Dell Directors Seek to ‘Rig’ Buyout Vote, Investors Say
Dell Inc. directors’ move to change shareholder voting rules for founder Michael Dell’s buyout bid worth as much as $24.9 billion has tainted the deal, investors challenging the offer said in court filings.
Dell’s board should be barred from allowing abstentions to be counted as no votes and pushing back the date of the vote in exchange for a sweetened offer from Michael Dell, lawyers for six pension funds that have sued over the deal said in a Delaware Chancery Court filing. Michael Dell and partner Silver Lake Management LLC are offering $13.75-per-share plus a 13-cent dividend to take the computer-maker private.
Dell and the company’s directors “cannot use the corporate machinery to rig the election,” the funds said in an amended complaint. Dell is the third-largest PC maker.

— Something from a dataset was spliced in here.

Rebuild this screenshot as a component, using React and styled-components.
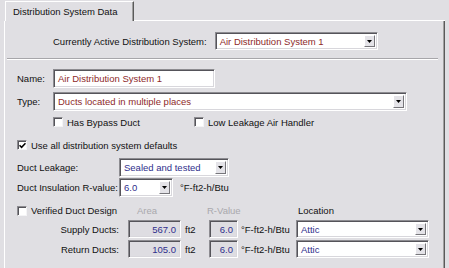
import React from 'react';
import styled, { createGlobalStyle } from 'styled-components';

const Global = createGlobalStyle`
  html, body { margin: 0; padding: 0; background: #e0dfe3; }
  body {
    font-family: "Liberation Sans", Arial, sans-serif;
    font-size: 9.5px;
    color: #111111;
    width: 449px;
    height: 268px;
    overflow: hidden;
  }
  * { box-sizing: border-box; }
`;

const Frame = styled.div`
  width: 449px;
  height: 268px;
  padding-left: 4px;
  display: flex;
  flex-direction: column;
`;

const TabRow = styled.div`
  display: flex;
  align-items: flex-end;
  height: 21px;
  width: 441px;
`;

const Tab = styled.div`
  width: 129px;
  height: 20px;
  margin-left: 1px;
  border-top: 1px solid #ffffff;
  border-left: 1px solid #ffffff;
  border-right: 1px solid #5a5a5a;
  box-shadow: inset -1px 0 0 #a0a0a0;
  padding-left: 7px;
  display: flex;
  align-items: center;
  line-height: 1;
`;

const TabFill = styled.div`
  flex: 1;
  height: 1px;
  background: #ffffff;
`;

const Panel = styled.div`
  width: 441px;
  flex: 1;
  border-left: 1px solid #ffffff;
  border-right: 1px solid #5a5a5a;
  box-shadow: inset -1px 0 0 #a0a0a0;
  display: flex;
  flex-direction: column;
`;

const Row = styled.div`
  display: flex;
  align-items: center;
  height: ${p => p.$h || 19}px;
  margin-top: ${p => p.$mt || 0}px;
  padding-left: ${p => p.$pl || 0}px;
  gap: ${p => p.$gap || 0}px;
`;

const Label = styled.span`
  display: inline-block;
  width: ${p => (p.$w ? `${p.$w}px` : 'auto')};
  flex: none;
  white-space: nowrap;
  color: ${p => (p.$dim ? '#a9a8ad' : '#111111')};
  text-align: ${p => (p.$right ? 'right' : 'left')};
  padding-right: ${p => p.$pr || 0}px;
  padding-left: ${p => p.$pl || 0}px;
  margin-left: ${p => p.$ml || 0}px;
`;

const Divider = styled.div`
  height: 2px;
  margin: ${p => p.$mt || 0}px 6px 0 2px;
  border-top: 1px solid #a7a6aa;
  border-bottom: 1px solid #ffffff;
`;

const Sunken = styled.div`
  flex: none;
  width: ${p => p.$w}px;
  height: ${p => p.$h || 19}px;
  border-top: 1px solid #8d8c91;
  border-left: 1px solid #8d8c91;
  border-bottom: 1px solid #ffffff;
  border-right: 1px solid #ffffff;
  box-shadow: inset 1px 1px 0 #55545a, inset -1px -1px 0 #d8d7dc;
  background: ${p => (p.$ro ? '#dedde2' : '#ffffff')};
  display: flex;
  align-items: center;
  justify-content: ${p => (p.$right ? 'flex-end' : 'flex-start')};
  padding: 0 ${p => (p.$right ? 4 : 0)}px 0 ${p => (p.$right ? 0 : 4)}px;
  color: ${p => p.$color || '#111111'};
  white-space: nowrap;
  overflow: hidden;
`;

const ComboBox = styled(Sunken)`
  padding: 2px 2px 2px 4px;
  justify-content: space-between;
`;

const ComboText = styled.span`
  white-space: nowrap;
`;

const DropButton = styled.span`
  flex: none;
  width: 11px;
  height: 100%;
  background: #e4e3e8;
  border-top: 1px solid #ffffff;
  border-left: 1px solid #ffffff;
  border-right: 1px solid #77767b;
  border-bottom: 1px solid #77767b;
  display: flex;
  align-items: center;
  justify-content: center;
`;

const CheckBox = styled.span`
  flex: none;
  width: 10px;
  height: 10px;
  background: #ffffff;
  border-top: 1px solid #8d8c91;
  border-left: 1px solid #8d8c91;
  border-bottom: 1px solid #f4f4f6;
  border-right: 1px solid #f4f4f6;
  box-shadow: inset 1px 1px 0 #55545a;
  display: flex;
  align-items: center;
  justify-content: center;
`;

const CheckItem = styled.label`
  display: flex;
  align-items: center;
  gap: 4px;
  width: ${p => (p.$w ? `${p.$w}px` : 'auto')};
  flex: none;
  white-space: nowrap;
`;

const DuctGrid = styled.div`
  display: grid;
  grid-template-columns: 111px 53px 28px 29px 58px 133px;
  grid-template-rows: 15px 18px 18px;
  row-gap: 2px;
  align-items: center;
  padding-left: 12px;
  margin-top: ${p => p.$mt || 0}px;
`;

const Unit = styled.span`
  white-space: nowrap;
  padding-left: ${p => p.$pl || 0}px;
`;

const Arrow = () => (
  <svg width="5" height="3" viewBox="0 0 5 3">
    <path d="M0 0h5L2.5 3z" fill="#000" />
  </svg>
);

const Check = () => (
  <svg width="7" height="7" viewBox="0 0 7 7">
    <path d="M0.5 3.2 L2.6 5.3 L6.5 1.2" stroke="#000" strokeWidth="1.6" fill="none" />
  </svg>
);

const Combo = ({ w, h, color, children }) => (
  <ComboBox $w={w} $h={h} $color={color}>
    <ComboText>{children}</ComboText>
    <DropButton><Arrow /></DropButton>
  </ComboBox>
);

const Checkbox = ({ checked, w, children }) => (
  <CheckItem $w={w}>
    <CheckBox>{checked && <Check />}</CheckBox>
    <span>{children}</span>
  </CheckItem>
);

const RED = '#8e2a2a';
const BLUE = '#2f2f8c';

export default function App() {
  return (
    <>
      <Global />
      <Frame>
        <TabRow>
          <Tab>Distribution System Data</Tab>
          <TabFill />
        </TabRow>
        <Panel>
          <Row $mt={11} $h={18} $pl={48} $gap={8}>
            <Label>Currently Active Distribution System:</Label>
            <Combo w={163} h={18} color={RED}>Air Distribution System 1</Combo>
          </Row>
          <Divider $mt={8} />
          <Row $mt={9} $pl={12}>
            <Label $w={36}>Name:</Label>
            <Sunken $w={162} $color={RED}>Air Distribution System 1</Sunken>
          </Row>
          <Row $mt={4} $pl={12}>
            <Label $w={36}>Type:</Label>
            <Combo w={354} color={RED}>Ducts located in multiple places</Combo>
          </Row>
          <Row $mt={4} $h={14} $pl={48}>
            <Checkbox w={141}>Has Bypass Duct</Checkbox>
            <Checkbox>Low Leakage Air Handler</Checkbox>
          </Row>
          <Row $mt={9} $h={14} $pl={12}>
            <Checkbox checked>Use all distribution system defaults</Checkbox>
          </Row>
          <Row $mt={6} $pl={12}>
            <Label $w={102}>Duct Leakage:</Label>
            <Combo w={110} color={BLUE}>Sealed and tested</Combo>
          </Row>
          <Row $mt={1} $pl={12} $gap={0}>
            <Label $w={102}>Duct Insulation R-value:</Label>
            <Combo w={54} color={BLUE}>6.0</Combo>
            <Unit $pl={7}>°F-ft2-h/Btu</Unit>
          </Row>
          <DuctGrid $mt={6}>
            <Checkbox>Verified Duct Design</Checkbox>
            <Label $dim $pl={9}>Area</Label>
            <span />
            <Label $dim $ml={-2}>R-Value</Label>
            <span />
            <Label $pl={2}>Location</Label>

            <Label $right $pr={9}>Supply Ducts:</Label>
            <Sunken $w={53} $h={18} $ro $right $color={BLUE}>567.0</Sunken>
            <Unit $pl={4}>ft2</Unit>
            <Sunken $w={29} $h={18} $ro $right $color={BLUE}>6.0</Sunken>
            <Unit $pl={3}>°F-ft2-h/Btu</Unit>
            <Combo w={133} h={18} color={BLUE}>Attic</Combo>

            <Label $right $pr={9}>Return Ducts:</Label>
            <Sunken $w={53} $h={18} $ro $right $color={BLUE}>105.0</Sunken>
            <Unit $pl={4}>ft2</Unit>
            <Sunken $w={29} $h={18} $ro $right $color={BLUE}>6.0</Sunken>
            <Unit $pl={3}>°F-ft2-h/Btu</Unit>
            <Combo w={133} h={18} color={BLUE}>Attic</Combo>
          </DuctGrid>
        </Panel>
      </Frame>
    </>
  );
}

Shares of Round Rock, Texas-based Dell jumped the most in six months following the board’s decision last week to accept the offer from Dell, the company’s chairman, and to make concessions that boosted his chances of winning shareholder support for the bid.

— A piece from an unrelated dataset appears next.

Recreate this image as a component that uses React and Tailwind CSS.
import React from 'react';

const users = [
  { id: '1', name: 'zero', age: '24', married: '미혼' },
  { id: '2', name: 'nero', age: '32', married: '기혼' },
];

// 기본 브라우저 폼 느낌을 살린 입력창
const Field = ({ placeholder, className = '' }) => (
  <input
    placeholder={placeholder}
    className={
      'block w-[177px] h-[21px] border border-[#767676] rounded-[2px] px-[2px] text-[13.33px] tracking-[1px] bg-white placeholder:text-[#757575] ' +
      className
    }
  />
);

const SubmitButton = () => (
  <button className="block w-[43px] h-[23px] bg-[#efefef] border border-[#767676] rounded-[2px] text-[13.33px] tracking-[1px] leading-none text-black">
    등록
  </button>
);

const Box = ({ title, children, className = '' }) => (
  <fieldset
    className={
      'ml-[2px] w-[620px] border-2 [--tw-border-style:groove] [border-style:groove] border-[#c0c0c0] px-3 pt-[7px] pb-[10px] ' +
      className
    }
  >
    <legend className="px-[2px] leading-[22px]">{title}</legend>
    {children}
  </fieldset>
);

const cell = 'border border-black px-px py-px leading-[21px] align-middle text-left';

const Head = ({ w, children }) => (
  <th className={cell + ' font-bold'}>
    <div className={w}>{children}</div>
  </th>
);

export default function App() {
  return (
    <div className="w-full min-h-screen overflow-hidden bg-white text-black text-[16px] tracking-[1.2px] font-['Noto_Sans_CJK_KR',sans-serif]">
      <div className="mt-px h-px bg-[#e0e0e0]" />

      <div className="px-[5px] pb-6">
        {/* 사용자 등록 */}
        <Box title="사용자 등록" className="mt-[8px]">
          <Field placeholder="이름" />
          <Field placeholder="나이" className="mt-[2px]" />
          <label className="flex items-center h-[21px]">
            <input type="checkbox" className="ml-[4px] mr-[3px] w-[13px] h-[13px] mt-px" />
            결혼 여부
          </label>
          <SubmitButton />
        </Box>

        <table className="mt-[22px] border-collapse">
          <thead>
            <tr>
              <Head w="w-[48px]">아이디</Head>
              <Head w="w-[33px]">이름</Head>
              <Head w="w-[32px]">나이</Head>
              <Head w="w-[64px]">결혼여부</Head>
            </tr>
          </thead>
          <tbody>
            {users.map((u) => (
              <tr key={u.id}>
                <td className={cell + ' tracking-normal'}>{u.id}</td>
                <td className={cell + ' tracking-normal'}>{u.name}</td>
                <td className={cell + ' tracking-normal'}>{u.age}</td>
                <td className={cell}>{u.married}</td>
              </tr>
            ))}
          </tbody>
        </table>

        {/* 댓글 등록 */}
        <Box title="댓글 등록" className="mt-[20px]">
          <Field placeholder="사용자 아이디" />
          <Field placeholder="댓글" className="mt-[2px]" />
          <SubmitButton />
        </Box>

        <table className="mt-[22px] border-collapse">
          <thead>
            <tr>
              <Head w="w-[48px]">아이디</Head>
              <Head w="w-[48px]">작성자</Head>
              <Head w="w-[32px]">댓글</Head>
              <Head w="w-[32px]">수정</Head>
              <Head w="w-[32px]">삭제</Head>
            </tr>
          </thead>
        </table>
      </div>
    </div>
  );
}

David Frink, a Dell spokesman, said the company’s board acted “in accordance with its fiduciary duties” in connection with its decision to back Michael Dell’s enhanced offer.
Directors have “at all times sought to maximize value for Dell stockholders” in connection with their handling of the buyout offer, Frink said in an e-mailed statement.

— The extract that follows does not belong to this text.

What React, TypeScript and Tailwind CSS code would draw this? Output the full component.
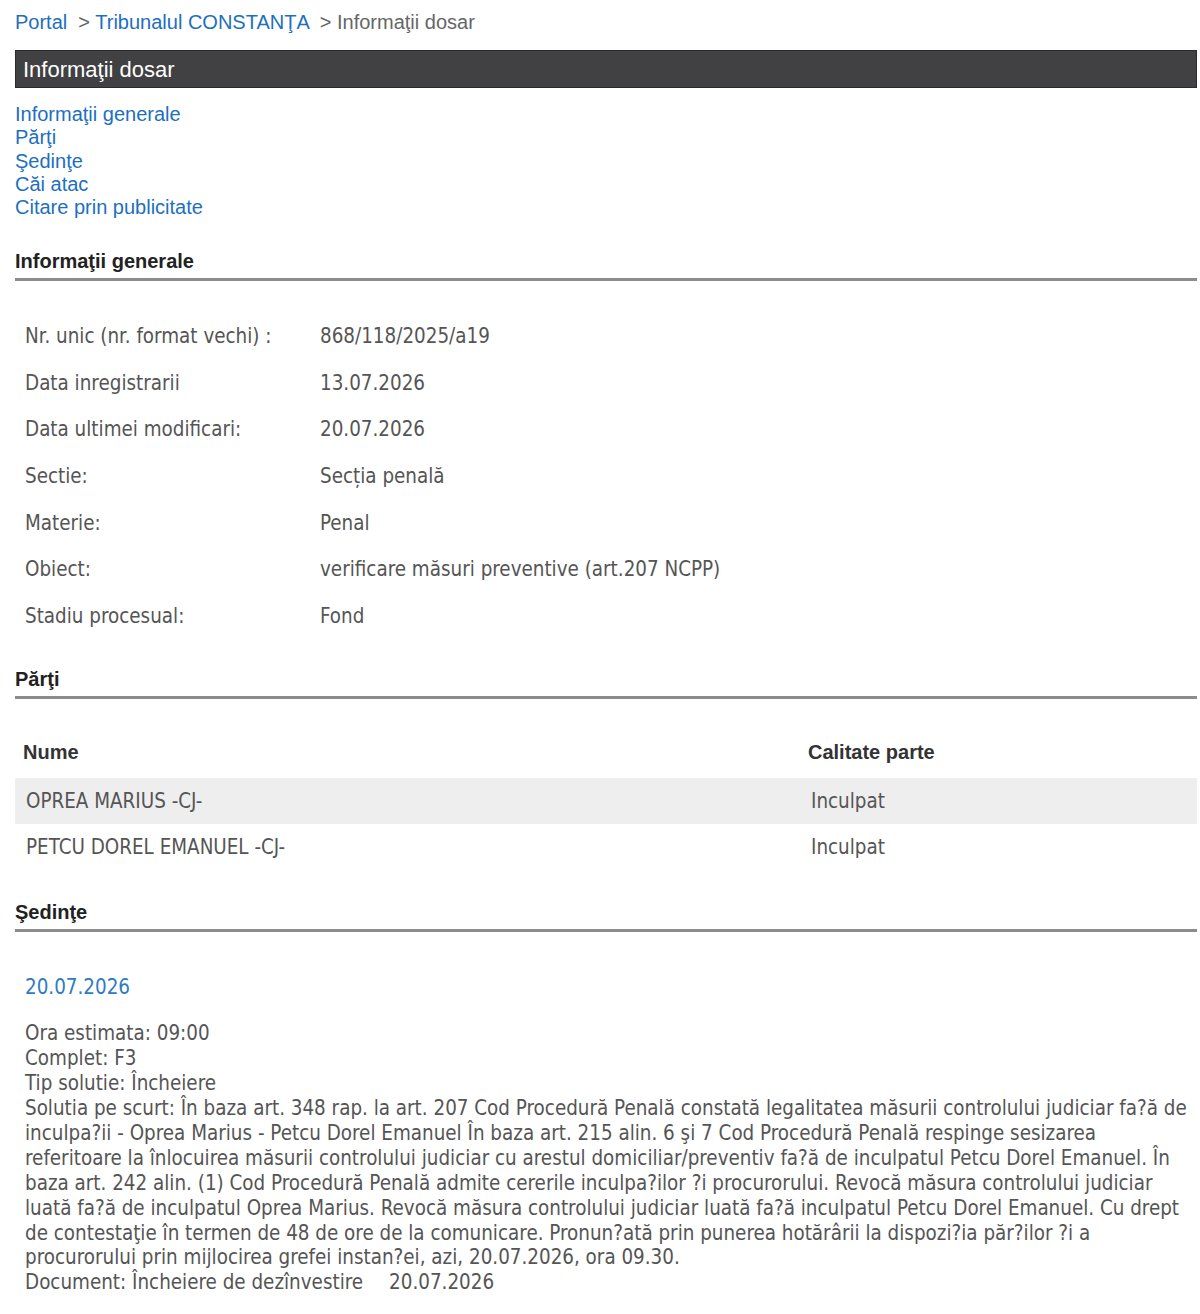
const info: [string, string][] = [
  ["Nr. unic (nr. format vechi) :", "868/118/2025/a19"],
  ["Data inregistrarii", "13.07.2026"],
  ["Data ultimei modificari:", "20.07.2026"],
  ["Sectie:", "Secția penală"],
  ["Materie:", "Penal"],
  ["Obiect:", "verificare măsuri preventive (art.207 NCPP)"],
  ["Stadiu procesual:", "Fond"],
];

const parti = [
  { nume: "OPREA MARIUS -CJ-", calitate: "Inculpat" },
  { nume: "PETCU DOREL EMANUEL -CJ-", calitate: "Inculpat" },
];

const links = ["Informaţii generale", "Părţi", "Şedinţe", "Căi atac", "Citare prin publicitate"];

function SectionTitle({ children }: { children: string }) {
  return (
    <h2 className="text-[20px] leading-[24px] font-bold text-[#222] pb-[5px] border-b-[3px] border-[#8c8c8c]">
      {children}
    </h2>
  );
}

export default function App() {
  return (
    <div className="min-h-[1314px] bg-white pl-[15px] pr-[3px] font-['Liberation_Sans',Arial,sans-serif]">
      {/* breadcrumb */}
      <div className="pt-[10px] text-[20px] leading-[24px] text-[#666] whitespace-pre">
        <a className="text-[#1d6fbf]">Portal</a>
        <span>{"  > "}</span>
        <a className="text-[#1d6fbf]">Tribunalul CONSTANŢA</a>
        <span>{"  > Informaţii dosar"}</span>
      </div>

      <div className="mt-[16px] h-[38px] flex items-center pl-[7px] bg-[#414042] border border-[#2a2a2a] text-[22px] text-white">
        Informaţii dosar
      </div>

      <div className="mt-[15px] text-[20px] leading-[23.25px] text-[#1d6fbf]">
        {links.map((l) => (
          <a key={l} className="block w-fit">
            {l}
          </a>
        ))}
      </div>

      <div className="mt-[30px]">
        <SectionTitle>Informaţii generale</SectionTitle>
      </div>

      <table className="mt-[32px] w-full font-['DejaVu_Sans_Condensed','DejaVu_Sans',sans-serif] [font-stretch:condensed] text-[20.4px] text-[#555]">
        <tbody>
          {info.map(([k, v]) => (
            <tr key={k} className="h-[46.6px]">
              <td className="w-[295px] pl-[10px]">{k}</td>
              <td className="pl-[10px]">{v}</td>
            </tr>
          ))}
        </tbody>
      </table>

      <div className="mt-[28px]">
        <SectionTitle>Părţi</SectionTitle>
      </div>

      <table className="mt-[29px] w-full text-[20px]">
        <thead>
          <tr className="h-[50px] text-[#333]">
            <th className="w-[785px] pl-[8px] pb-[3px] text-left font-bold">Nume</th>
            <th className="pl-[8px] pb-[3px] text-left font-bold">Calitate parte</th>
          </tr>
        </thead>
        <tbody className="font-['DejaVu_Sans_Condensed','DejaVu_Sans',sans-serif] [font-stretch:condensed] text-[20.4px] text-[#555]">
          {parti.map((p, i) => (
            <tr key={p.nume} className={i === 0 ? "h-[46px] bg-[#eeeeee]" : "h-[46px]"}>
              <td className="pl-[11px]">{p.nume}</td>
              <td className="pl-[11px]">{p.calitate}</td>
            </tr>
          ))}
        </tbody>
      </table>

      <div className="mt-[30px]">
        <SectionTitle>Şedinţe</SectionTitle>
      </div>

      <div className="pl-[10px] font-['DejaVu_Sans_Condensed','DejaVu_Sans',sans-serif] [font-stretch:condensed] text-[20.4px] leading-[24.9px] text-[#555]">
        <div className="mt-[43px] text-[#2f7bc3]">20.07.2026</div>
        <div className="mt-[21px] w-[1165px]">
          <div>Ora estimata: 09:00</div>
          <div>Complet: F3</div>
          <div>Tip solutie: Încheiere</div>
          <div>
            Solutia pe scurt: În baza art. 348 rap. la art. 207 Cod Procedură Penală constată legalitatea
            măsurii controlului judiciar fa?ă de inculpa?ii - Oprea Marius - Petcu Dorel Emanuel În baza
            art. 215 alin. 6 şi 7 Cod Procedură Penală respinge sesizarea referitoare la înlocuirea măsurii
            controlului judiciar cu arestul domiciliar/preventiv fa?ă de inculpatul Petcu Dorel Emanuel. În
            baza art. 242 alin. (1) Cod Procedură Penală admite cererile inculpa?ilor ?i procurorului. Revocă
            măsura controlului judiciar luată fa?ă de inculpatul Oprea Marius. Revocă măsura controlului
            judiciar luată fa?ă inculpatul Petcu Dorel Emanuel. Cu drept de contestaţie în termen de 48 de
            ore de la comunicare. Pronun?ată prin punerea hotărârii la dispozi?ia păr?ilor ?i a procurorului
            prin mijlocirea grefei instan?ei, azi, 20.07.2026, ora 09.30.
          </div>
          <div>
            Document: Încheiere de dezînvestire<span className="ml-[26px]">20.07.2026</span>
          </div>
        </div>
      </div>
    </div>
  );
}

The filing comes as Dell’s board faces an Aug. 12 hearing on billionaire Carl Icahn request to have his suit challenging Michael Dell’s offer put on the fast track. Icahn sued separately from the pension funds.
Delaware Chancery Court Judge Leo Strine in Wilmington will decide whether to speed up handling of Icahn’s suit and hear the billionaire’s arguments about the transaction’s fairness before a planned Sept. 12 shareholder vote on the deal. The pension funds also have requested expedited status for their combined suits.
Icahn contends Dell directors are seeking to “ram through a going-private transaction” instead of allowing investors to fairly consider his counter offer, according to court filings.
Dell officials have said that by taking the company private, Michael Dell is seeking more leeway to cut jobs and make shifts in strategy needed to court high-margin customers who spend billions of dollars on data centers.
The case is In RE Dell Inc. (DELL) Shareholder Litigation, CA NO. 8329, Delaware Chancery Court (Wilmington).